Just a phone pic, but I love how insignificant civilization looks compared to the majesty of mountains and sky.
 
8:44 PM
@Robusto NYC looks so small from NJ
 
I'll take NM over NJ or NY any day of the week.
Besides, there aren't all that many views of NYC from NJ anyway. All you see are buildings close to you.
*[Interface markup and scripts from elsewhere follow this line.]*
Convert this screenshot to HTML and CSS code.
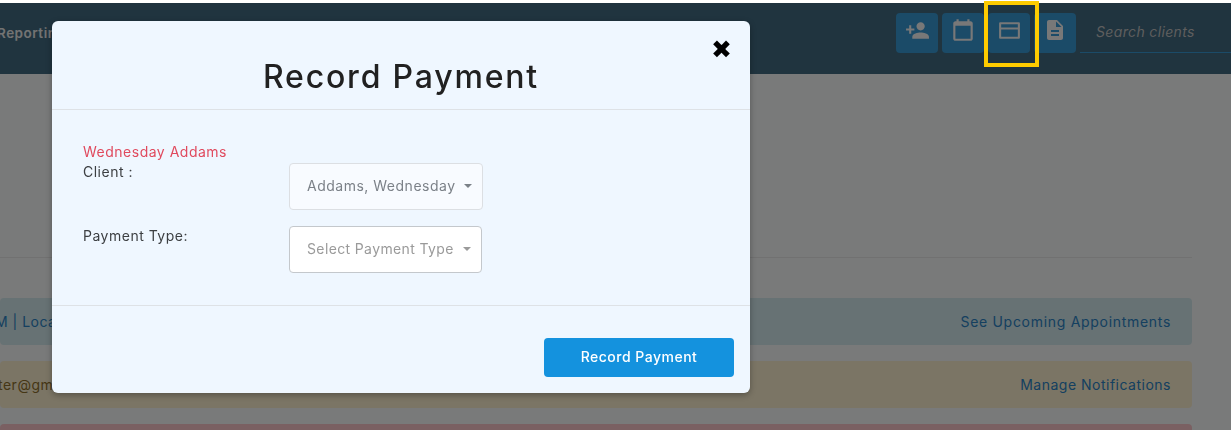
FILE: index.html
```html
<!DOCTYPE html>
<html lang="en">
<head>
<meta charset="utf-8">
<title>Record Payment</title>
<link rel="stylesheet" href="styles.css">
</head>
<body>
<div class="page">
  <header class="topbar">
    <div class="nav-clip"><span class="nav-link">Reporting</span></div>
    <div class="actions">
      <button class="icon-btn" aria-label="Add client"><svg viewBox="0 0 24 24" width="25" height="25"><path fill="currentColor" d="M15 12c2.200 0 4-1.800 4-4s-1.800-4-4-4-4 1.800-4 4 1.800 4 4 4zm-9-2V7H4v3H1v2h3v3h2v-3h3v-2H6zm9 4c-2.700 0-8 1.300-8 4v2h16v-2c0-2.700-5.300-4-8-4z"/></svg></button>
      <button class="icon-btn" aria-label="Calendar"><svg viewBox="0 0 24 24" width="26" height="26"><path fill="currentColor" d="M19 4h-1V2h-2v2H8V2H6v2H5c-1.100 0-2 .9-2 2v14c0 1.100.9 2 2 2h14c1.100 0 2-.9 2-2V6c0-1.100-.9-2-2-2zm0 16H5V8h14v12z"/></svg></button>
      <button class="icon-btn" aria-label="Payment"><svg viewBox="0 0 24 24" width="25" height="25"><path fill="currentColor" fill-rule="evenodd" d="M3 4h18a1 1 0 0 1 1 1v14a1 1 0 0 1-1 1H3a1 1 0 0 1-1-1V5a1 1 0 0 1 1-1zm1 2v3h16V6H4zm0 5v7h16v-7H4z"/></svg></button>
      <button class="icon-btn" aria-label="Document"><svg viewBox="0 0 24 24" width="24" height="24"><path fill="currentColor" d="M14 2H6c-1.100 0-2 .9-2 2v16c0 1.100.9 2 2 2h12c1.100 0 2-.9 2-2V8l-6-6zm2 16H8v-2h8v2zm0-4H8v-2h8v2zm-3-5V3.500L18.500 9H13z"/></svg></button>
      <div class="search">Search clients</div>
    </div>
  </header>
  <main class="content">
    <hr class="rule">
    <div class="alert alert-info"><span>M | Location</span><a>See Upcoming Appointments</a></div>
    <div class="alert alert-warn"><span>ter@gmail.com</span><a>Manage Notifications</a></div>
    <div class="alert alert-danger"></div>
  </main>
</div>
<div class="backdrop"></div>
<div class="highlight"></div>
<section class="modal">
  <div class="modal-head">
    <h1>Record Payment</h1>
    <span class="close">✖</span>
  </div>
  <div class="modal-body">
    <div class="client-name">Wednesday Addams</div>
    <div class="form-row">
      <label class="label-client">Client :</label>
      <div class="select select-client"><span>Addams, Wednesday</span><i class="caret"></i></div>
    </div>
    <div class="form-row">
      <label>Payment Type:</label>
      <div class="select select-type"><span>Select Payment Type</span><i class="caret"></i></div>
    </div>
  </div>
  <div class="modal-foot"><button class="primary">Record Payment</button></div>
</section>
</body>
</html>
```
FILE: styles.css
```css
* { box-sizing: border-box; }
html, body { margin: 0; height: 100%; overflow: hidden; }
body { font-family: Inter, "Open Sans", sans-serif; font-size: 14px; letter-spacing: .5px; color: #212529; background: #f3f4f5; }
.page { height: 430px; overflow: hidden; border-top: 3px solid #fff; }
.topbar { height: 71px; background: #41687e; display: flex; justify-content: space-between; }
.nav-clip { width: 60px; padding-top: 21px; margin-left: -3px; white-space: nowrap; }
.nav-link { font-weight: 600; font-size: 13.500px; color: #e6e6e6; }
.actions { display: flex; align-items: flex-start; padding-top: 10px; }
.icon-btn { width: 42px; height: 40px; margin-right: 4px; border: 0; border-radius: 4px; background: #3696d0; color: #f0f0f0; padding: 0 0 6px; display: flex; align-items: center; justify-content: center; }
.search { width: 151px; height: 40px; padding: 10px 0 0 16px; font-style: italic; letter-spacing: .35px; color: #bcbcbc; border-bottom: 1px solid #3696d0; }
.content { padding: 0 39px 0 0; }
.rule { margin: 183px 0 40px; border: 0; border-top: 1px solid #e2e2e2; }
.alert { height: 47px; margin-bottom: 16px; border: 1px solid transparent; border-radius: 4px; display: flex; justify-content: space-between; align-items: center; padding: 0 20px 0 0; }
.alert a { color: #2a80c0; }
.alert span { margin-left: -6px; }
.alert-info { background: #cee4e8; color: #2a80c0; }
.alert-info a { letter-spacing: .7px; }
.alert-warn { background: #f6eaca; color: #8a6d2c; }
.alert-warn span { margin-left: -3px; }
.alert-danger { background: #f4c0c4; }
.backdrop { position: fixed; inset: 3px 0 0; background: rgba(0, 0, 0, .5); }
.highlight { position: absolute; left: 984px; top: 1px; width: 55px; height: 66px; border: 4px solid #ffcc00; }
.modal { position: absolute; left: 52px; top: 21px; width: 698px; height: 372px; background: #eff7ff; border-radius: 6px; box-shadow: 0 2px 6px rgba(0, 0, 0, .3); display: flex; flex-direction: column; }
.modal-head { height: 89px; border-bottom: 1px solid #dee2e6; position: relative; }
.modal-head h1 { margin: 0; padding-top: 36px; text-align: center; font-size: 32px; line-height: 40px; font-weight: 500; letter-spacing: 1.800px; color: #212121; }
.close { position: absolute; right: 18px; top: 15px; font-size: 25px; line-height: 28px; letter-spacing: 0; color: #000; font-family: "DejaVu Sans", sans-serif; }
.modal-body { height: 196px; padding: 32px 31px 0; border-bottom: 1px solid #dee2e6; }
.client-name { color: #e04a5e; line-height: 20px; height: 21px; }
.form-row { display: flex; margin-bottom: 16px; }
.form-row label { width: 206px; line-height: 20px; color: #3c3f42; }
.form-row .label-client { margin-top: -1px; }
.select { height: 47px; border: 1px solid #ced4da; border-radius: 4px; background: #fff; display: flex; align-items: center; padding: 0 10px 2px 17px; justify-content: space-between; white-space: nowrap; }
.select-client { width: 194px; color: #7b8188; border-color: #dcdfe3; background: #f8fbff; }
.select-type { width: 193px; color: #9a9a9a; border-color: #c4c8cc; letter-spacing: .37px; }
.caret { border: 4px solid transparent; border-top-color: currentColor; border-bottom: 0; width: 0; height: 0; }
.modal-foot { flex: 1; display: flex; justify-content: flex-end; align-items: flex-start; padding: 32px 16px 0 0; }
.primary { width: 190px; height: 39px; border: 0; border-radius: 4px; background: #1492de; color: #fff; padding: 0 0 2px; font: 500 14px Inter, sans-serif; letter-spacing: .5px; }
```
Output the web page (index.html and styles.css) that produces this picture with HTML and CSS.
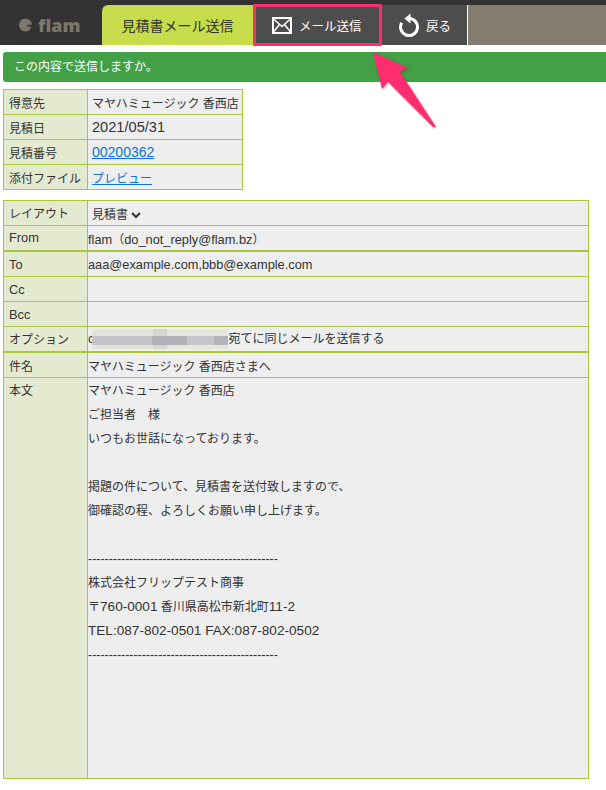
FILE: index.html
```html
<!doctype html>
<html lang="ja">
  <head>
    <meta charset="utf-8">
    <meta name="viewport" content="width=device-width, initial-scale=1">
    <title>見積書メール送信</title>
    <link rel="stylesheet" href="styles.css">
  </head>
  <body>

  <div class="header">
    <div class="logo">
      <svg class="logo-mark" width="14" height="14" viewBox="0 0 14 14"><circle cx="6.500" cy="7" r="6.500" fill="#7d766a"/><path d="M7.500 7.500L14 4.500V10z" fill="#333"/><circle cx="11.500" cy="6" r="1.300" fill="#7d766a"/></svg>
      <span>flam</span>
    </div>
    <div class="tab">見積書メール送信</div>
    <a class="btn btn-send">
      <svg width="20" height="17" viewBox="0 0 20 17"><rect x="1" y="1" width="18" height="15" fill="none" stroke="#fff" stroke-width="2"/><path d="M1 1.500l9 8 9-8M1 15.500l6.500-8M19 15.500l-6.500-8" fill="none" stroke="#fff" stroke-width="1.500"/></svg>
      <span>メール送信</span>
    </a>
    <a class="btn btn-back">
      <svg width="22" height="24" viewBox="0 0 22 24"><path d="M11 5.500a8.500 8.500 0 1 1-7.300 4.200" fill="none" stroke="#fff" stroke-width="3"/><path d="M6.500 5.500l6-5v10z" fill="#fff"/></svg>
      <span>戻る</span>
    </a>
    <div class="header-rest"></div>
  </div>

  <div class="notice">この内容で送信しますか。</div>

  <table class="info">
    <tr><th>得意先</th><td>マヤハミュージック 香西店</td></tr>
    <tr><th>見積日</th><td><span class="date">2021/05/31</span></td></tr>
    <tr><th>見積番号</th><td><a class="num" href="#">00200362</a></td></tr>
    <tr><th>添付ファイル</th><td><a href="#">プレビュー</a></td></tr>
  </table>

  <table class="mail">
    <tr class="lift"><th>レイアウト</th><td class="layout">見積書<svg class="chevron" width="10" height="7" viewBox="0 0 10 7"><path d="M1 1l4 4 4-4" fill="none" stroke="#333" stroke-width="2"/></svg></td></tr>
    <tr class="sep lift"><th class="latin">From</th><td><span class="latin">flam</span>（<span class="latin">do_not_reply@flam.bz</span>）</td></tr>
    <tr><th class="latin">To</th><td class="latin">aaa@example.com,bbb@example.com</td></tr>
    <tr><th class="latin">Cc</th><td></td></tr>
    <tr><th class="latin">Bcc</th><td></td></tr>
    <tr class="sep lift"><th>オプション</th><td><span class="latin">c</span><span class="mosaic"></span>宛てに同じメールを送信する</td></tr>
    <tr><th>件名</th><td>マヤハミュージック 香西店さまへ</td></tr>
    <tr class="body-row">
      <th>本文</th>
      <td>
        <div class="body-text">
          <div class="line">マヤハミュージック 香西店</div>
          <div class="line">ご担当者　様</div>
          <div class="line">いつもお世話になっております。</div>
          <div class="line"></div>
          <div class="line">掲題の件について、見積書を送付致しますので、</div>
          <div class="line">御確認の程、よろしくお願い申し上げます。</div>
          <div class="line"></div>
          <div class="line rule">----------------------------------------------</div>
          <div class="line">株式会社フリップテスト商事</div>
          <div class="line">〒<span class="num">760-0001</span> 香川県高松市新北町<span class="num">11-2</span></div>
          <div class="line num">TEL:087-802-0501 FAX:087-802-0502</div>
          <div class="line rule">----------------------------------------------</div>
        </div>
      </td>
    </tr>
  </table>

  <svg class="arrow" width="70" height="82" viewBox="0 0 70 82"><path fill="#ff2d6f" d="M2 0L37 16 29 20 65 75 62 75 17 30 11 37z"/></svg>

  </body>
</html>
```

FILE: styles.css
```css
body {
  margin: 0;
  background-color: #fff;
  font-family: "Liberation Sans", "Noto Sans CJK JP", sans-serif;
  font-size: 12px;
  color: #333;
  position: relative;
}

.header {
  display: flex;
  height: 40px;
  padding-top: 5px;
  background-color: #333;
}

.logo {
  width: 102px;
  display: flex;
  align-items: center;
  gap: 5px;
  padding-left: 19px;
  box-sizing: border-box;
  font-family: "Open Sans", sans-serif;
  font-weight: 800;
  font-size: 18px;
  color: #7d766a;
}

.tab {
  width: 151px;
  line-height: 42px;
  text-align: center;
  font-size: 14px;
  background-color: #c6dc4a;
  border-radius: 6px 0 0 0;
}

.btn {
  display: flex;
  align-items: center;
  height: 40px;
  box-sizing: border-box;
  background-color: #4d4d4d;
  color: #fff;
  font-size: 12.5px;
}

.btn-send {
  width: 130px;
  padding-left: 19px;
  gap: 7px;
  position: relative;
}

/* annotation around the send button */
.btn-send::after {
  content: "";
  position: absolute;
  left: 0;
  top: -1px;
  width: 123px;
  height: 36px;
  border: 3px solid #ff2d6f;
  border-radius: 1px;
}

.btn-back {
  width: 85px;
  padding-left: 15px;
  gap: 6px;
  border-right: 1px solid #fff;
}

.header-rest {
  flex: 1;
  background-color: #857d70;
}

.notice {
  margin: 7px 0 7px 3px;
  height: 30px;
  line-height: 30px;
  padding-left: 11px;
  background-color: #43a047;
  color: #fff;
  font-size: 12px;
  border-radius: 3px 0 0 3px;
}

table {
  border-collapse: collapse;
  margin-left: 3px;
  background-color: #eee;
}

th, td {
  border: 1px solid #a8c83a;
  padding: 0;
  height: 24px;
  font-weight: normal;
  text-align: left;
  font-size: 12px;
}

th {
  width: 78px;
  padding-left: 5px;
  background-color: #e3ead0;
  white-space: nowrap;
}

.latin {
  font-size: 12.8px;
}

.num {
  font-size: 13.6px;
}

.rule {
  font-size: 12.4px;
}

.date {
  font-size: 14.6px;
}

.info {
  width: 240px;
  margin-bottom: 10px;
}

.info td {
  padding-left: 4px;
  white-space: nowrap;
}

.info a {
  color: #0a74da;
}

.info .num {
  font-size: 14px;
}

.mail {
  width: 586px;
}

.mail .layout {
  padding-left: 4px;
}

.chevron {
  margin-left: 3px;
}

.sep th, .sep td {
  border-bottom-width: 2px;
}

.lift th {
  padding-bottom: 2px;
  box-sizing: border-box;
}

.mosaic {
  display: inline-block;
  width: 136px;
  margin-left: -2px;
  height: 20px;
  vertical-align: middle;
  background:
    linear-gradient(90deg, #c4c3ca 0 44%, #b2b1ba 44% 70%, #c6c5cc 70% 90%, #b4b3bc 90% 100%) 0 7px / 100% 9px no-repeat,
    linear-gradient(90deg, #e4e5da 0 45%, #d6d8cc 45% 55%, #e4e6da 55% 100%);
}

.body-row th, .body-row td {
  height: 400px;
  vertical-align: top;
}

.body-row th {
  padding-top: 3px;
  box-sizing: border-box;
}

.body-text {
  padding-top: 1px;
}

.line {
  height: 24px;
  line-height: 24px;
}

.arrow {
  position: absolute;
  left: 371px;
  top: 52px;
  filter: drop-shadow(1px 1px 1px rgba(0,0,0,0.3));
}
```
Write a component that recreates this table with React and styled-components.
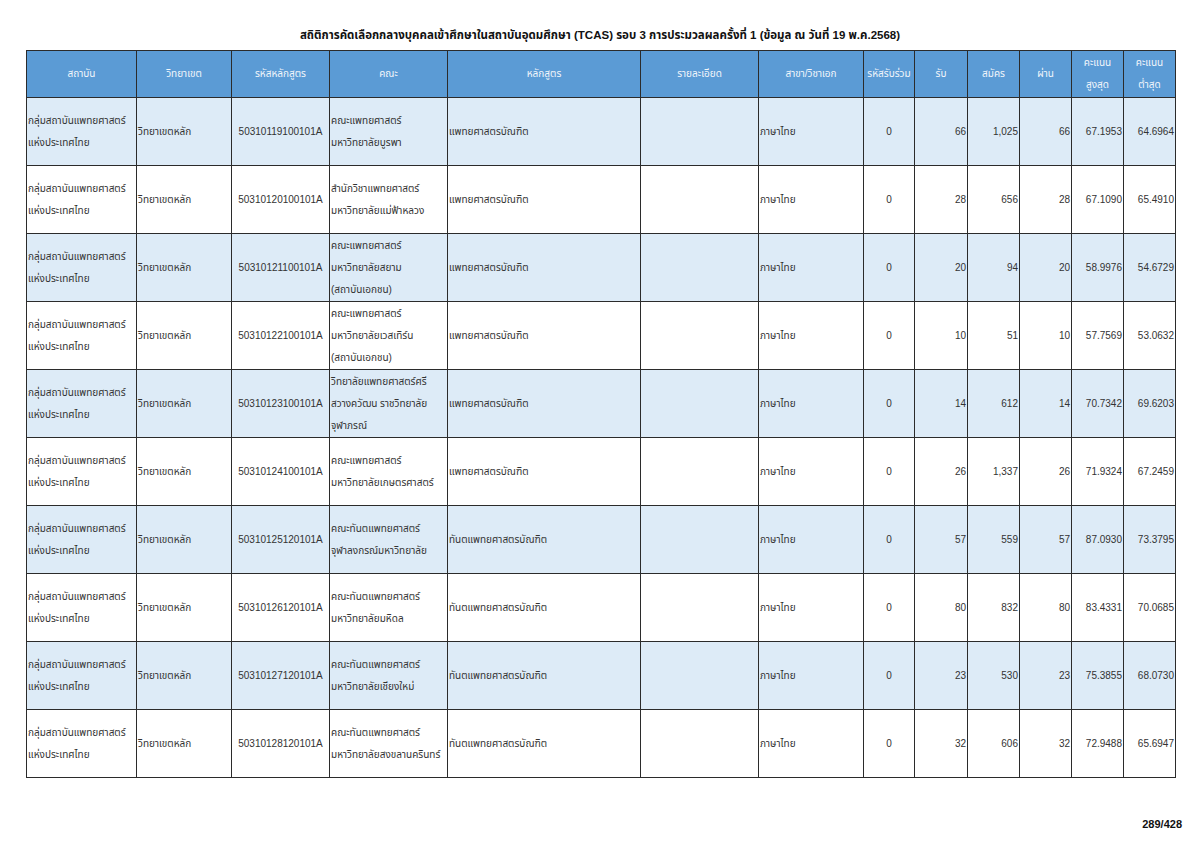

And in my pic the farthest mountain is 60 miles away, which would be like trying to see the Empire State Building from Bridgeport CT or the Delaware Water Gap in NJ.
 
9:03 PM
Wait, I sense a high density of birthdays this month
 
6 hours ago, by Robusto
What's with all these February birthdays?
 
I couldn't be sure it wasn't some sort of an inside joke
 
I don't think there are many inside jokes here, except maybe Tom's, and his are so far inside most of the time that I think only he understands them.
 
@M.A.R. I thought all these people had birthdays last year?
OK yesterday I did the whole Clash oeuvre (sans Sandinista, look man I'm not crazy that would be a whole extra day)
Today is Ramones
Three chords, two songs, one pair of jeans among them?
 
At that rate you'll need a month for all the chords in Elvis Costello's oeuvre.
 
9:15 PM
hanging out on fifth avenue, eating chicken vindaloo
 
9:51 PM
oops
that's -second- avenue
gotta be accurate
stick to the script
dot the p's and q's
close the parentheses
 
The Ramones are rolling over in their ... wait, are they still alive?
I guess a few are. Not the main ones, though.